The highway in Idaho County was built in 1920 and upgraded through 1938. Its 1974 NRHP nomination asserts that it "will be remembered as one of the marvels of highway engineering, built when cars did not travel much more than 25 mph." At the time, a more modern highway was being built through the area. and it opened in June 1975.

The contract for the original road, 22 mi from the mouth of White Bird Creek at the Salmon River to Grangeville, was awarded in late 1918. Completed in 1921 and first paved in 1938, it rose slightly higher to 4429 ft, due to the absence of a summit cut. Located to the east, the old road was twice the length and had a multitude of switchbacks ascending a treeless slope.

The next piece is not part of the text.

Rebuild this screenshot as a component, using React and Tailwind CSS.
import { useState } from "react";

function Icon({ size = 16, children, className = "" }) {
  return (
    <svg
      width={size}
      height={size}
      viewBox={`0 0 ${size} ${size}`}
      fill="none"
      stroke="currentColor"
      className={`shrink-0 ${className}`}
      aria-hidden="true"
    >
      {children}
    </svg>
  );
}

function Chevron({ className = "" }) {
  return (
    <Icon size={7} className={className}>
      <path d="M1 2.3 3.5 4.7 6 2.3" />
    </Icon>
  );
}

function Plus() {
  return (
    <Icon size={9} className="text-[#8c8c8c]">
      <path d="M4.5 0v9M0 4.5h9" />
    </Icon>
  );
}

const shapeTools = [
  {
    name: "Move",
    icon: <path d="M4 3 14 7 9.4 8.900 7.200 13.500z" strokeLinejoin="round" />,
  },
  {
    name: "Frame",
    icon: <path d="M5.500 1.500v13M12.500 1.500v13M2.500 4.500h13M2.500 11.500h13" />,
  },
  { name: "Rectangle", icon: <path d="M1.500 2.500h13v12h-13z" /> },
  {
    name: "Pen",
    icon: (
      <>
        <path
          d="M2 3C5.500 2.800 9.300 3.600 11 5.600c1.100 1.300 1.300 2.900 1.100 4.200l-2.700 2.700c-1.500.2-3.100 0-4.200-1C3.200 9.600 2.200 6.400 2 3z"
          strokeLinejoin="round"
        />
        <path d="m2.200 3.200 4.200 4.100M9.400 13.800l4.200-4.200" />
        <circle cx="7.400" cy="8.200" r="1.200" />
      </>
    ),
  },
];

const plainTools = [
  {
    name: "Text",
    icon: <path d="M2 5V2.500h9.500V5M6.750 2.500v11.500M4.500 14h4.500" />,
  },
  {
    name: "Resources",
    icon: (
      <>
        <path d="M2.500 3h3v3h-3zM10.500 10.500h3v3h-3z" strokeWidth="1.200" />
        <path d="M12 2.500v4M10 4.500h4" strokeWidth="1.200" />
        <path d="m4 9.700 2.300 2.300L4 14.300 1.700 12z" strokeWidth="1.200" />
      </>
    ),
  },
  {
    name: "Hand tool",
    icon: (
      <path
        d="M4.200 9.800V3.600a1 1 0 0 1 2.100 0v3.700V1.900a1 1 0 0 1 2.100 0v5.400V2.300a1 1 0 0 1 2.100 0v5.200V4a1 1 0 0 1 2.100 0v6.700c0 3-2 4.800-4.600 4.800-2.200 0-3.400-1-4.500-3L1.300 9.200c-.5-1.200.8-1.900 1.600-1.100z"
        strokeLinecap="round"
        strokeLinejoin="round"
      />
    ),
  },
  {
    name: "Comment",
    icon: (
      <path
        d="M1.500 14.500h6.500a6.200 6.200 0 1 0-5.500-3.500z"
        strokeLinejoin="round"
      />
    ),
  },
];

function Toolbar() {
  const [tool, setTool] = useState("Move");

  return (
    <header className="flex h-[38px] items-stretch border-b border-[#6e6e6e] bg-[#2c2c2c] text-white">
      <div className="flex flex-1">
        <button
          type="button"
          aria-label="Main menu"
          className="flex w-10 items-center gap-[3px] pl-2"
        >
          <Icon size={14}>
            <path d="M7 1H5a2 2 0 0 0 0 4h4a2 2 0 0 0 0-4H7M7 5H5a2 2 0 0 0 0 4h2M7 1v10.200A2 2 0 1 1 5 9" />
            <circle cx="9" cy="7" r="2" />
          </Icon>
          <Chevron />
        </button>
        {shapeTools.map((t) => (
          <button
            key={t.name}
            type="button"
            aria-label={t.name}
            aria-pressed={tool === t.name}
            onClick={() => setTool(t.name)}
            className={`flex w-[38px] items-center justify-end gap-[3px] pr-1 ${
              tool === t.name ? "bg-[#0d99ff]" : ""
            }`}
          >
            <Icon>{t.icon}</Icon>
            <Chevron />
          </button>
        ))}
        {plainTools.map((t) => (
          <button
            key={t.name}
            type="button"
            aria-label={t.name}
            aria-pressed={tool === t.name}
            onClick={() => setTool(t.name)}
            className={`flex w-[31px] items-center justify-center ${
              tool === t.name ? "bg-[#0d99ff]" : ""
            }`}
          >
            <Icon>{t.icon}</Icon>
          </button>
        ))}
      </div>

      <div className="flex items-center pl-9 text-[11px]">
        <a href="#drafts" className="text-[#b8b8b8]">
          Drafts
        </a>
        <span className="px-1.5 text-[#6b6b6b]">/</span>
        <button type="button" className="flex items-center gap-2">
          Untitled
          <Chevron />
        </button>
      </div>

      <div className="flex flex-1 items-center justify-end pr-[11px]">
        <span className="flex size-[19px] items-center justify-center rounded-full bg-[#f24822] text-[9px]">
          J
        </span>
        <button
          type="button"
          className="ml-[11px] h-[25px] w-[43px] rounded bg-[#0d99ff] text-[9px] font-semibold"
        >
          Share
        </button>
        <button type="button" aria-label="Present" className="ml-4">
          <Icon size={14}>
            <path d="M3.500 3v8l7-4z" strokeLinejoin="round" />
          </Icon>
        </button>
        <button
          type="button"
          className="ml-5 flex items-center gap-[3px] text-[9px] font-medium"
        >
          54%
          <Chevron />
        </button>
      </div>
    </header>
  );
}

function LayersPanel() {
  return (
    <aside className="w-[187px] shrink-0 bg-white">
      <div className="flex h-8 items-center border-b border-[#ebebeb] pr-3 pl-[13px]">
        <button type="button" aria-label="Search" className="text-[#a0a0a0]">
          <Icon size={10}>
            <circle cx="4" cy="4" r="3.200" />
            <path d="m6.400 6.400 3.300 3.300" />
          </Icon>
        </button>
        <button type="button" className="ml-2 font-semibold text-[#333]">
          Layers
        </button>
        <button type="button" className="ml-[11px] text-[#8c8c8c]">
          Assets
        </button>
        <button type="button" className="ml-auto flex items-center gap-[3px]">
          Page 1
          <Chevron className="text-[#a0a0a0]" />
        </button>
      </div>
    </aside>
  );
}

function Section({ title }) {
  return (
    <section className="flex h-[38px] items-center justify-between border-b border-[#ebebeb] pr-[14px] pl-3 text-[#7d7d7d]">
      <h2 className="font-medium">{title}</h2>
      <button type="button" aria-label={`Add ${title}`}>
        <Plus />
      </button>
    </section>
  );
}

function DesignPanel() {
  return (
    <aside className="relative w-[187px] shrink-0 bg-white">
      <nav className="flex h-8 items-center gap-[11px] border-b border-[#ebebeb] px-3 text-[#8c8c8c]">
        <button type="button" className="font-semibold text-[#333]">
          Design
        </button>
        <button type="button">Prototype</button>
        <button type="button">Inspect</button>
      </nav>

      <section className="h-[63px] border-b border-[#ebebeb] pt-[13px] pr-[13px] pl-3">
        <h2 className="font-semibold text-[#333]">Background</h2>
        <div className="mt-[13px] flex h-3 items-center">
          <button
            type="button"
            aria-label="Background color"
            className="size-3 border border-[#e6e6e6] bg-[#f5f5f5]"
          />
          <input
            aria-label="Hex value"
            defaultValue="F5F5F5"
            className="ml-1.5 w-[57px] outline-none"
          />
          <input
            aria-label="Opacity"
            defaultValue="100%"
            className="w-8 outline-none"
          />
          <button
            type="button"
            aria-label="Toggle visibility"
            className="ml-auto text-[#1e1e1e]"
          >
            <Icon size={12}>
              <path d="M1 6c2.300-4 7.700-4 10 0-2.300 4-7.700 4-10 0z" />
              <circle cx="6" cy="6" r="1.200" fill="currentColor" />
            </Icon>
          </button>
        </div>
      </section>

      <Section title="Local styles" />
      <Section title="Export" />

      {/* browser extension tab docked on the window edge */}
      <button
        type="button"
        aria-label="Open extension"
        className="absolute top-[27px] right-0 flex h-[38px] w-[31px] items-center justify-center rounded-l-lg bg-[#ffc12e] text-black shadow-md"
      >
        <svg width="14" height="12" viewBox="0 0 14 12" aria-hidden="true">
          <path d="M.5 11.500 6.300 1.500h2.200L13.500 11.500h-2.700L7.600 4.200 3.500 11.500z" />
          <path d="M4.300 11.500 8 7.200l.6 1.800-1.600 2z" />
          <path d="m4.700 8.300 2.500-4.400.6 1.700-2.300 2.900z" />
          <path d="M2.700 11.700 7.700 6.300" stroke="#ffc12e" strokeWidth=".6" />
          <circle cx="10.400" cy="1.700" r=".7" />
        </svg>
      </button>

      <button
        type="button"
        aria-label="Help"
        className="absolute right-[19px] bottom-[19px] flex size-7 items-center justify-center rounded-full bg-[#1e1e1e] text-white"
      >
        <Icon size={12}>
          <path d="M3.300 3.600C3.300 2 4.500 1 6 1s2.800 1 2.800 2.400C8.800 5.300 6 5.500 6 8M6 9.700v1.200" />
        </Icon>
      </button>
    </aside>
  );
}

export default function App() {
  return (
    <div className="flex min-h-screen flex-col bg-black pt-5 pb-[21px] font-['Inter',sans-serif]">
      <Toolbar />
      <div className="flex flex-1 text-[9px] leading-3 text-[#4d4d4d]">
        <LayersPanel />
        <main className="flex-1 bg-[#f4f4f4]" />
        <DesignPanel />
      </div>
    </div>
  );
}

Farmers kept water troughs at a few of the precarious switchbacks for their livestock. People who frequently traveled the road knew their exact locations, as they were a popular stop for overheated cars. Some log trucks would exit the new US95 in White Bird and take the old, narrow, switchback-riddled US 95, since the grade was spread out over about 4 extra miles making it easier on trucks hauling heavy loads over the grade. There is an annual charity "Just For the Hill of It" bike challenge up the old White Bird Grade.